SHORT EXERCISE
Output the material below unchanged, apart from leaving out the pictures.

COLLECTED DATA
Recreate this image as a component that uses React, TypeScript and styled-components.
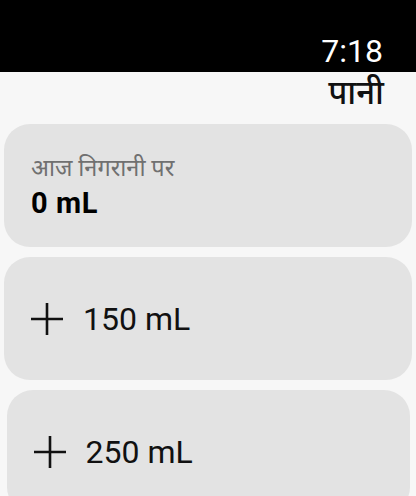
import React from 'react';
import styled, { createGlobalStyle } from 'styled-components';

const GlobalStyle = createGlobalStyle`
  html, body {
    margin: 0;
    padding: 0;
    background: #f7f7f7;
    font-family: Roboto, 'Noto Sans', sans-serif;
  }
`;

interface Amount {
  id: number;
  ml: number;
  inset: number;
}

const amounts: Amount[] = [
  { id: 1, ml: 150, inset: 0 },
  { id: 2, ml: 250, inset: 2.5 },
];

const PlusIcon: React.FC = () => (
  <svg width="32" height="32" viewBox="0 0 32 32">
    <path d="M0 16 H32 M16 0 V32" stroke="#111" strokeWidth="2.6" strokeLinecap="round" />
  </svg>
);

const App: React.FC = () => {
  return (
    <Screen>
      <GlobalStyle />
      <StatusBar>
        <Time>7:18</Time>
      </StatusBar>
      <Header>
        <Title>पानी</Title>
      </Header>
      <List>
        <SummaryCard>
          <Label>आज निगरानी पर</Label>
          <Total>0 mL</Total>
        </SummaryCard>
        {amounts.map(a => (
          <AddCard key={a.id} inset={a.inset}>
            <PlusIcon />
            <AddLabel>{a.ml} mL</AddLabel>
          </AddCard>
        ))}
      </List>
    </Screen>
  );
};

export default App;

const Screen = styled.div`
  width: 416px;
  height: 496px;
  overflow: hidden;
  background: #f7f7f7;
`;

const StatusBar = styled.div`
  height: 72px;
  background: #000;
  display: flex;
  justify-content: flex-end;
  align-items: flex-end;
  padding: 0 33px 3px 0;
  box-sizing: border-box;
`;

const Time = styled.span`
  color: #fff;
  font-family: Roboto, sans-serif;
  font-size: 32px;
  line-height: 36px;
`;

const Header = styled.div`
  display: flex;
  justify-content: flex-end;
  padding: 0 32px 0 0;
  height: 52px;
`;

const Title = styled.span`
  color: #111;
  font-size: 33px;
  font-weight: 500;
  line-height: 42px;
`;

const List = styled.div`
  display: flex;
  flex-direction: column;
  gap: 10px;
  padding: 0 4px;
`;

const Card = styled.div<{ inset?: number }>`
  height: 123px;
  border-radius: 26px;
  background: #e3e3e3;
  box-sizing: border-box;
  padding-left: 27px;
  margin: 0 ${p => p.inset || 0}px;
`;

const SummaryCard = styled(Card)`
  display: flex;
  flex-direction: column;
  justify-content: center;
  gap: 4px;
`;

const Label = styled.span`
  color: #707070;
  font-size: 23.5px;
  line-height: 30px;
`;

const Total = styled.span`
  color: #000;
  font-size: 29px;
  font-weight: 700;
  letter-spacing: 0.6px;
  line-height: 32px;
`;

const AddCard = styled(Card)`
  display: flex;
  align-items: center;
  gap: 20px;
`;

const AddLabel = styled.span`
  color: #111;
  font-size: 32px;
  line-height: 36px;
`;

RESULT
Recreate this image as a component that uses React, TypeScript and styled-components.
import React from 'react';
import styled, { createGlobalStyle } from 'styled-components';

const GlobalStyle = createGlobalStyle`
  html, body {
    margin: 0;
    padding: 0;
    background: #f7f7f7;
    font-family: Roboto, 'Noto Sans', sans-serif;
  }
`;

interface Amount {
  id: number;
  ml: number;
  inset: number;
}

const amounts: Amount[] = [
  { id: 1, ml: 150, inset: 0 },
  { id: 2, ml: 250, inset: 2.5 },
];

const PlusIcon: React.FC = () => (
  <svg width="32" height="32" viewBox="0 0 32 32">
    <path d="M0 16 H32 M16 0 V32" stroke="#111" strokeWidth="2.6" strokeLinecap="round" />
  </svg>
);

const App: React.FC = () => {
  return (
    <Screen>
      <GlobalStyle />
      <StatusBar>
        <Time>7:18</Time>
      </StatusBar>
      <Header>
        <Title>पानी</Title>
      </Header>
      <List>
        <SummaryCard>
          <Label>आज निगरानी पर</Label>
          <Total>0 mL</Total>
        </SummaryCard>
        {amounts.map(a => (
          <AddCard key={a.id} inset={a.inset}>
            <PlusIcon />
            <AddLabel>{a.ml} mL</AddLabel>
          </AddCard>
        ))}
      </List>
    </Screen>
  );
};

export default App;

const Screen = styled.div`
  width: 416px;
  height: 496px;
  overflow: hidden;
  background: #f7f7f7;
`;

const StatusBar = styled.div`
  height: 72px;
  background: #000;
  display: flex;
  justify-content: flex-end;
  align-items: flex-end;
  padding: 0 33px 3px 0;
  box-sizing: border-box;
`;

const Time = styled.span`
  color: #fff;
  font-family: Roboto, sans-serif;
  font-size: 32px;
  line-height: 36px;
`;

const Header = styled.div`
  display: flex;
  justify-content: flex-end;
  padding: 0 32px 0 0;
  height: 52px;
`;

const Title = styled.span`
  color: #111;
  font-size: 33px;
  font-weight: 500;
  line-height: 42px;
`;

const List = styled.div`
  display: flex;
  flex-direction: column;
  gap: 10px;
  padding: 0 4px;
`;

const Card = styled.div<{ inset?: number }>`
  height: 123px;
  border-radius: 26px;
  background: #e3e3e3;
  box-sizing: border-box;
  padding-left: 27px;
  margin: 0 ${p => p.inset || 0}px;
`;

const SummaryCard = styled(Card)`
  display: flex;
  flex-direction: column;
  justify-content: center;
  gap: 4px;
`;

const Label = styled.span`
  color: #707070;
  font-size: 23.5px;
  line-height: 30px;
`;

const Total = styled.span`
  color: #000;
  font-size: 29px;
  font-weight: 700;
  letter-spacing: 0.6px;
  line-height: 32px;
`;

const AddCard = styled(Card)`
  display: flex;
  align-items: center;
  gap: 20px;
`;

const AddLabel = styled.span`
  color: #111;
  font-size: 32px;
  line-height: 36px;
`;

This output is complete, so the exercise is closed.